### EXTRACTED MATERIAL ###

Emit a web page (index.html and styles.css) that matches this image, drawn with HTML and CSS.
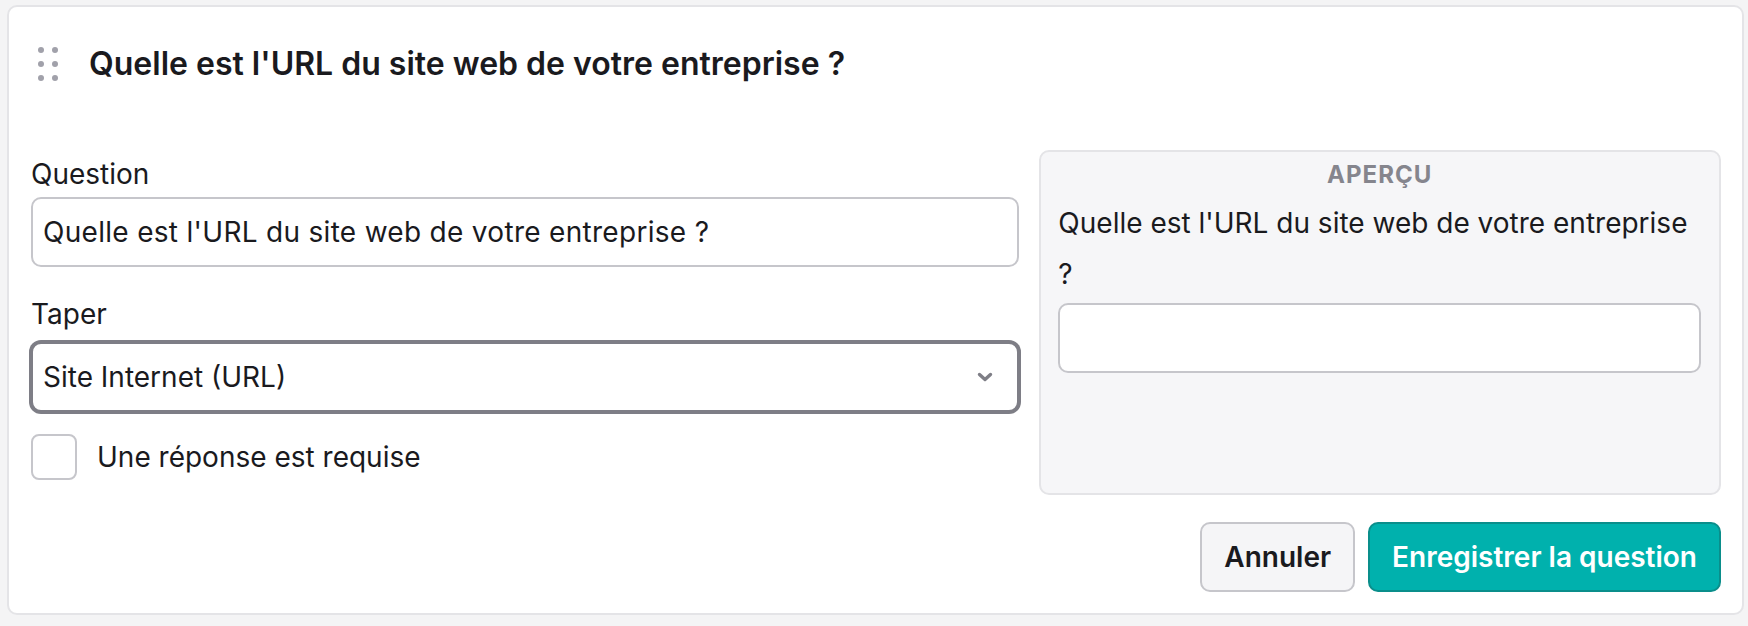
FILE: index.html
```html
<!DOCTYPE html>
<html lang="fr">
<head>
  <meta charset="UTF-8" />
  <meta name="viewport" content="width=device-width, initial-scale=1.0"/>
  <title>Question – URL du site web</title>
  <link rel="stylesheet" href="styles.css">
</head>
<body>
  <div class="card">
    <div class="card-head">
      <span class="grip">
        <i></i><i></i><i></i><i></i><i></i><i></i>
      </span>
      <h2>Quelle est l'URL du site web de votre entreprise ?</h2>
    </div>

    <div class="editor">
      <div class="fields">
        <label class="field-label label-question" for="question">Question</label>
        <input id="question" class="field" type="text" value="Quelle est l'URL du site web de votre entreprise ?">

        <label class="field-label label-type">Taper</label>
        <div class="field select">
          <span>Site Internet (URL)</span>
          <svg width="16" height="10" viewBox="0 0 16 10">
            <path d="M2.5 2.5 L8 7.5 L13.5 2.5" fill="none" stroke="#7e7e86" stroke-width="3.4" stroke-linecap="round" stroke-linejoin="round"/>
          </svg>
        </div>

        <label class="check">
          <span class="box"></span>
          Une réponse est requise
        </label>
      </div>

      <div class="preview">
        <div class="preview-title">APERÇU</div>
        <p class="preview-q">Quelle est l'URL du site web de votre entreprise ?</p>
        <div class="preview-input"></div>
      </div>
    </div>

    <div class="actions">
      <button class="btn btn-ghost">Annuler</button>
      <button class="btn btn-primary">Enregistrer la question</button>
    </div>
  </div>
</body>
</html>
```

FILE: styles.css
```css
:root {
  --cor-texto: #1a1a1e;
  --cor-fundo: #f4f4f5;
  --cor-borda: #e4e4e7;
  --cor-input: #c6c6cb;
  --cor-primaria: #00b1ad;
  --radius: 10px;
}
* { box-sizing: border-box; margin: 0; padding: 0; }
body {
  font-family: Inter, "Noto Sans", sans-serif;
  font-size: 28px;
  color: var(--cor-texto);
  background: var(--cor-fundo);
  padding: 5px 4px 0 7px;
}
.card {
  background: #fff;
  border: 2px solid var(--cor-borda);
  border-radius: var(--radius);
  padding: 22px 21px 21px 22px;
}
.card-head {
  display: flex;
  align-items: center;
  height: 70px;
}
.grip {
  display: grid;
  grid-template-columns: 6px 6px;
  gap: 8px;
  margin-left: 7px;
  margin-right: 31px;
}
.grip i {
  width: 6px;
  height: 6px;
  border-radius: 50%;
  background: #a1a1aa;
}
.card-head h2 {
  font-size: 32px;
  font-weight: 600;
  line-height: 40px;
}
.editor {
  display: grid;
  grid-template-columns: minmax(0, 1.45fr) minmax(0, 1fr);
  gap: 20px;
  align-items: start;
  margin-top: 51px;
}
.fields {
  display: flex;
  flex-direction: column;
}
.field-label {
  display: block;
  line-height: 40px;
}
.label-question { margin: 4px 0 3px; }
.label-type { margin: 27px 0 8px; }
.field {
  height: 70px;
  width: 100%;
  border: 2px solid var(--cor-input);
  border-radius: var(--radius);
  padding: 0 10px;
  font: inherit;
  letter-spacing: 0.3px;
  color: inherit;
  background: #fff;
  outline: none;
}
.select {
  display: flex;
  align-items: center;
  justify-content: space-between;
  letter-spacing: 0;
  border-color: #7e7e86;
  box-shadow: 0 0 0 2px #7e7e86;
  padding-right: 24px;
}
.check {
  display: flex;
  align-items: center;
  gap: 20px;
  margin-top: 22px;
  line-height: 46px;
}
.check .box {
  width: 46px;
  height: 46px;
  border: 2px solid var(--cor-input);
  border-radius: 8px;
  background: #fff;
}
.preview {
  min-height: 345px;
  background: #f6f6f8;
  border: 2px solid var(--cor-borda);
  border-radius: var(--radius);
  padding: 5px 18px 17px 17px;
}
.preview-title {
  text-align: center;
  font-size: 24px;
  font-weight: 700;
  letter-spacing: 1px;
  line-height: 35px;
  color: #85858d;
  margin-bottom: 6px;
}
.preview-q {
  line-height: 51px;
}
.preview-input {
  height: 70px;
  margin-top: 3px;
  background: #fff;
  border: 2px solid var(--cor-input);
  border-radius: var(--radius);
}
.actions {
  display: flex;
  justify-content: flex-end;
  gap: 13px;
  margin-top: 27px;
}
.btn {
  height: 70px;
  padding: 0 22px;
  border-radius: var(--radius);
  font: inherit;
  font-weight: 600;
  cursor: pointer;
}
.btn-ghost {
  background: #f5f5f7;
  border: 2px solid var(--cor-input);
  color: var(--cor-texto);
}
.btn-primary {
  background: var(--cor-primaria);
  border: 2px solid #0a8e8b;
  color: #fff;
}
.btn-primary:hover { background: #009e9a; }
```
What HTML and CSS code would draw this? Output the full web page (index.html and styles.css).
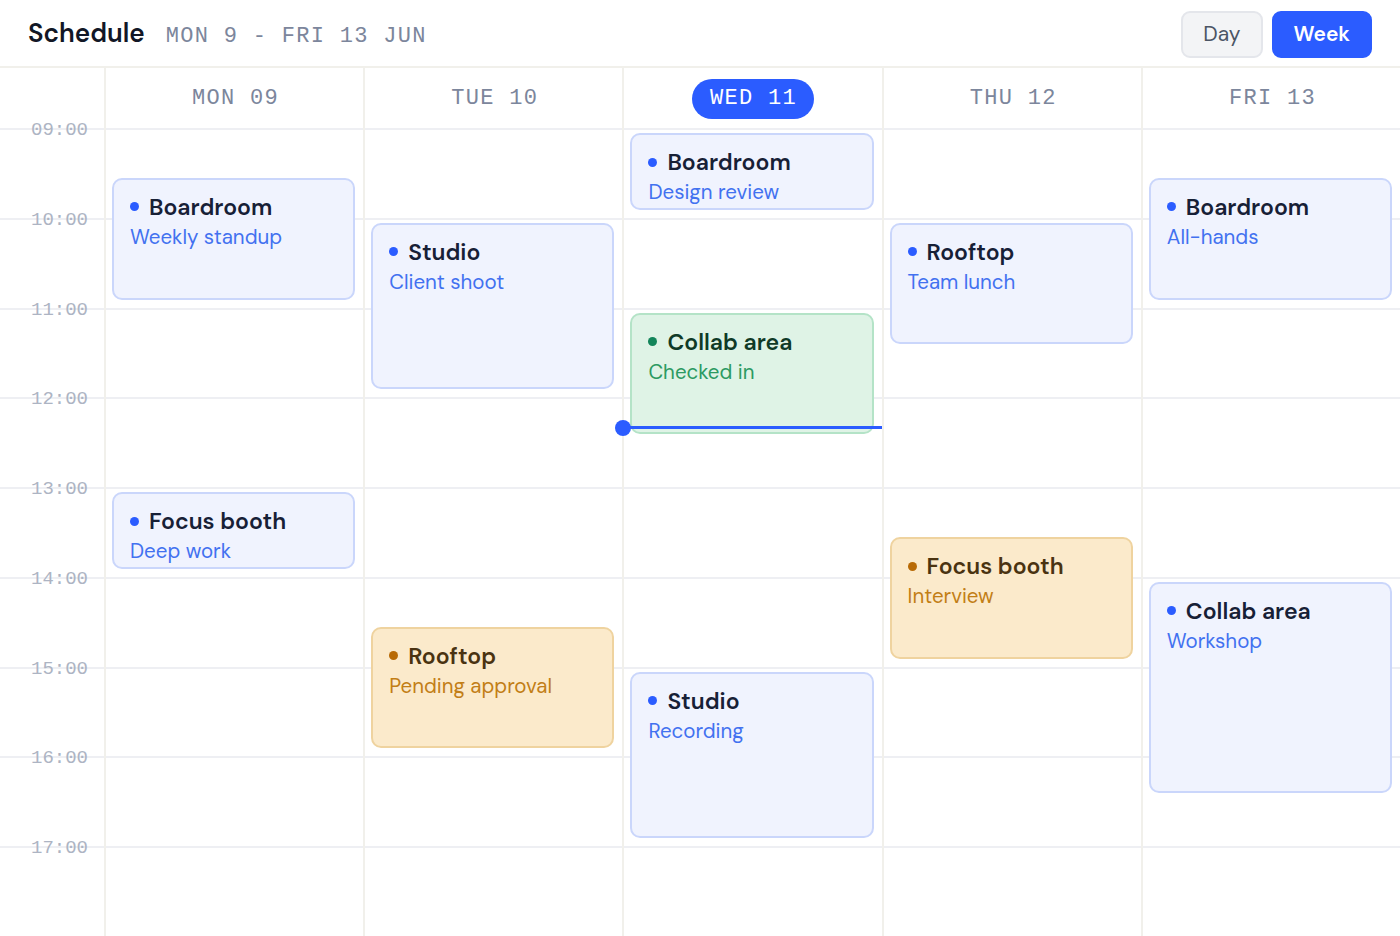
FILE: index.html
```html
<!DOCTYPE html>
<html lang="en">
<head>
    <meta charset="UTF-8">
    <meta name="viewport" content="width=device-width, initial-scale=1.0">
    <title>Schedule</title>
    <link rel="stylesheet" href="styles.css">
</head>
<body>

<div class="page">
    <!-- Top bar -->
    <div class="topbar">
        <div class="title-group">
            <h1>Schedule</h1>
            <span class="range">MON 9 - FRI 13 JUN</span>
        </div>
        <div class="view-switch">
            <button class="view-btn">Day</button>
            <button class="view-btn active">Week</button>
        </div>
    </div>

    <!-- Day headers -->
    <div class="day-header">
        <div class="gutter"></div>
        <div class="day-name"><span>MON 09</span></div>
        <div class="day-name"><span>TUE 10</span></div>
        <div class="day-name"><span class="today">WED 11</span></div>
        <div class="day-name"><span>THU 12</span></div>
        <div class="day-name"><span>FRI 13</span></div>
    </div>

    <!-- Week grid -->
    <div class="week">
        <div class="hour-row r1"><span class="hour-label">09:00</span></div>
        <div class="hour-row r2"><span class="hour-label">10:00</span></div>
        <div class="hour-row r3"><span class="hour-label">11:00</span></div>
        <div class="hour-row r4"><span class="hour-label">12:00</span></div>
        <div class="hour-row r5"><span class="hour-label">13:00</span></div>
        <div class="hour-row r6"><span class="hour-label">14:00</span></div>
        <div class="hour-row r7"><span class="hour-label">15:00</span></div>
        <div class="hour-row r8"><span class="hour-label">16:00</span></div>
        <div class="hour-row r9"><span class="hour-label">17:00</span></div>

        <!-- Monday -->
        <div class="day-col c1">
            <div class="event blue" style="--start: 0.5; --end: 2;">
                <div class="event-title">Boardroom</div>
                <div class="event-sub">Weekly standup</div>
            </div>
            <div class="event blue" style="--start: 4; --end: 5;">
                <div class="event-title">Focus booth</div>
                <div class="event-sub">Deep work</div>
            </div>
        </div>

        <!-- Tuesday -->
        <div class="day-col c2">
            <div class="event blue" style="--start: 1; --end: 3;">
                <div class="event-title">Studio</div>
                <div class="event-sub">Client shoot</div>
            </div>
            <div class="event amber" style="--start: 5.5; --end: 7;">
                <div class="event-title">Rooftop</div>
                <div class="event-sub">Pending approval</div>
            </div>
        </div>

        <!-- Wednesday (today) -->
        <div class="day-col c3">
            <div class="event blue" style="--start: 0; --end: 1;">
                <div class="event-title">Boardroom</div>
                <div class="event-sub">Design review</div>
            </div>
            <div class="event green" style="--start: 2; --end: 3.5;">
                <div class="event-title">Collab area</div>
                <div class="event-sub">Checked in</div>
            </div>
            <div class="event blue" style="--start: 6; --end: 8;">
                <div class="event-title">Studio</div>
                <div class="event-sub">Recording</div>
            </div>
            <div class="now-line" style="--at: 3.333;"></div>
        </div>

        <!-- Thursday -->
        <div class="day-col c4">
            <div class="event blue" style="--start: 1; --end: 2.5;">
                <div class="event-title">Rooftop</div>
                <div class="event-sub">Team lunch</div>
            </div>
            <div class="event amber" style="--start: 4.5; --end: 6;">
                <div class="event-title">Focus booth</div>
                <div class="event-sub">Interview</div>
            </div>
        </div>

        <!-- Friday -->
        <div class="day-col c5">
            <div class="event blue" style="--start: 0.5; --end: 2;">
                <div class="event-title">Boardroom</div>
                <div class="event-sub">All-hands</div>
            </div>
            <div class="event blue" style="--start: 5; --end: 7.5;">
                <div class="event-title">Collab area</div>
                <div class="event-sub">Workshop</div>
            </div>
        </div>
    </div>
</div>

</body>
</html>
```

FILE: styles.css
```css
body {
    margin: 0;
    padding: 0;
    background-color: #ffffff;
    font-family: "DM Sans", Inter, "Noto Sans", sans-serif;
    color: #141a2b;
}
.page {
    height: 100vh;
    display: flex;
    flex-direction: column;
    overflow: hidden;
}

/* Top bar */
.topbar {
    height: 66px;
    flex-shrink: 0;
    display: flex;
    justify-content: space-between;
    align-items: center;
    padding: 0 28px;
    border-bottom: 2px solid #f1f0eb;
}
.title-group {
    display: flex;
    align-items: baseline;
    gap: 21px;
}
h1 {
    margin: 0;
    font-size: 26px;
    font-weight: 600;
    color: #121726;
}
.range {
    font-family: "Liberation Mono", monospace;
    font-size: 22px;
    letter-spacing: 1.3px;
    color: #7c869c;
}
.view-switch {
    display: flex;
    gap: 9px;
    margin-top: 2px;
}
.view-btn {
    height: 47px;
    padding: 0 20px;
    border-radius: 9px;
    border: 2px solid #e4e6eb;
    background-color: #f3f4f6;
    color: #4b5565;
    font-family: inherit;
    font-size: 21px;
    cursor: pointer;
}
.view-btn.active {
    background-color: #2b5cff;
    border-color: #2b5cff;
    color: #ffffff;
    font-weight: 600;
}

/* Day headers */
.day-header {
    height: 60px;
    flex-shrink: 0;
    display: grid;
    grid-template-columns: 104px repeat(5, 1fr);
}
.day-name {
    border-left: 2px solid #f1f0eb;
    display: flex;
    justify-content: center;
    align-items: center;
}
.day-name span {
    font-family: "Liberation Mono", monospace;
    font-size: 22px;
    letter-spacing: 1.3px;
    color: #7c869c;
    padding: 0 1px 0 3px;
}
.day-name .today {
    background-color: #2b5cff;
    color: #ffffff;
    border-radius: 20px;
    height: 40px;
    line-height: 40px;
    padding: 0 17px 0 18px;
    margin-top: 2px;
}

/* Week grid */
.week {
    flex: 1;
    display: grid;
    grid-template-columns: 104px repeat(5, 1fr);
    grid-template-rows: repeat(9, 1fr);
}
.hour-row {
    grid-column: 1 / -1;
    border-top: 2px solid #eeeff3;
}
.r1 { grid-row: 1; }
.r2 { grid-row: 2; }
.r3 { grid-row: 3; }
.r4 { grid-row: 4; }
.r5 { grid-row: 5; }
.r6 { grid-row: 6; }
.r7 { grid-row: 7; }
.r8 { grid-row: 8; }
.r9 { grid-row: 9; }
.hour-label {
    display: block;
    width: 88px;
    height: 22px;
    line-height: 22px;
    margin-top: -11px;
    text-align: right;
    font-family: "Liberation Mono", monospace;
    font-size: 19px;
    color: #adb4c3;
}
.day-col {
    grid-row: 1 / -1;
    position: relative;
    border-left: 2px solid #f1f0eb;
}
.c1 { grid-column: 2; }
.c2 { grid-column: 3; }
.c3 { grid-column: 4; }
.c4 { grid-column: 5; }
.c5 { grid-column: 6; }

/* Events */
.event {
    position: absolute;
    left: 6px;
    right: 8px;
    top: calc(var(--start) / 9 * 100% + 5px);
    height: calc((var(--end) - var(--start)) / 9 * 100% - 13px);
    box-sizing: border-box;
    padding: 13px 16px 12px;
    border-radius: 10px;
    border: 2px solid #cad6fb;
    background-color: #f0f3fe;
}
.event-title {
    display: flex;
    align-items: center;
    gap: 10px;
    font-size: 23px;
    line-height: 28px;
    font-weight: 600;
    color: #172036;
}
.event-title::before {
    content: "";
    width: 9px;
    height: 9px;
    border-radius: 50%;
    background-color: #2b5cff;
}
.event-sub {
    margin-top: 3px;
    font-size: 20.5px;
    line-height: 26px;
    color: #4271f0;
}
.event.green {
    background-color: #dff3e6;
    border-color: #b4e3c7;
}
.event.green .event-title {
    color: #0f3a27;
}
.event.green .event-title::before {
    background-color: #13855a;
}
.event.green .event-sub {
    color: #2c9a62;
}
.event.amber {
    background-color: #fbeacb;
    border-color: #efd39f;
}
.event.amber .event-title {
    color: #4a3311;
}
.event.amber .event-title::before {
    background-color: #b86a05;
}
.event.amber .event-sub {
    color: #c27e16;
}

/* Current time */
.now-line {
    position: absolute;
    left: -2px;
    right: 0;
    top: calc(var(--at) / 9 * 100% - 1px);
    height: 3px;
    background-color: #2b5cff;
    z-index: 2;
}
.now-line::before {
    content: "";
    position: absolute;
    left: -7px;
    top: -6px;
    width: 16px;
    height: 16px;
    border-radius: 50%;
    background-color: #2b5cff;
}
```
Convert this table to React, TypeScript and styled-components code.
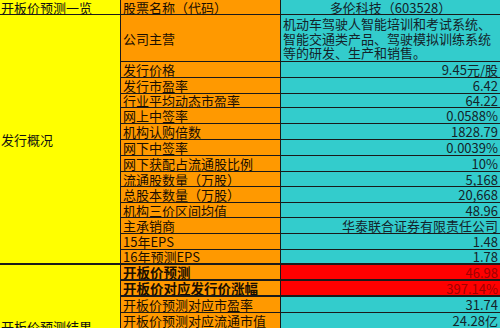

###

REQUIREMENT :: Lines that include the word "styles" are to be extracted from the data above.

WRITTEN RESPONSE ::
Emit a web page (index.html and styles.css) that matches this image, drawn with HTML and CSS.
  <link rel="stylesheet" href="styles.css">
FILE: styles.css
What HTML and CSS code would draw this? Output the full web page (index.html and styles.css).
    <link rel="stylesheet" href="styles.css">
FILE: styles.css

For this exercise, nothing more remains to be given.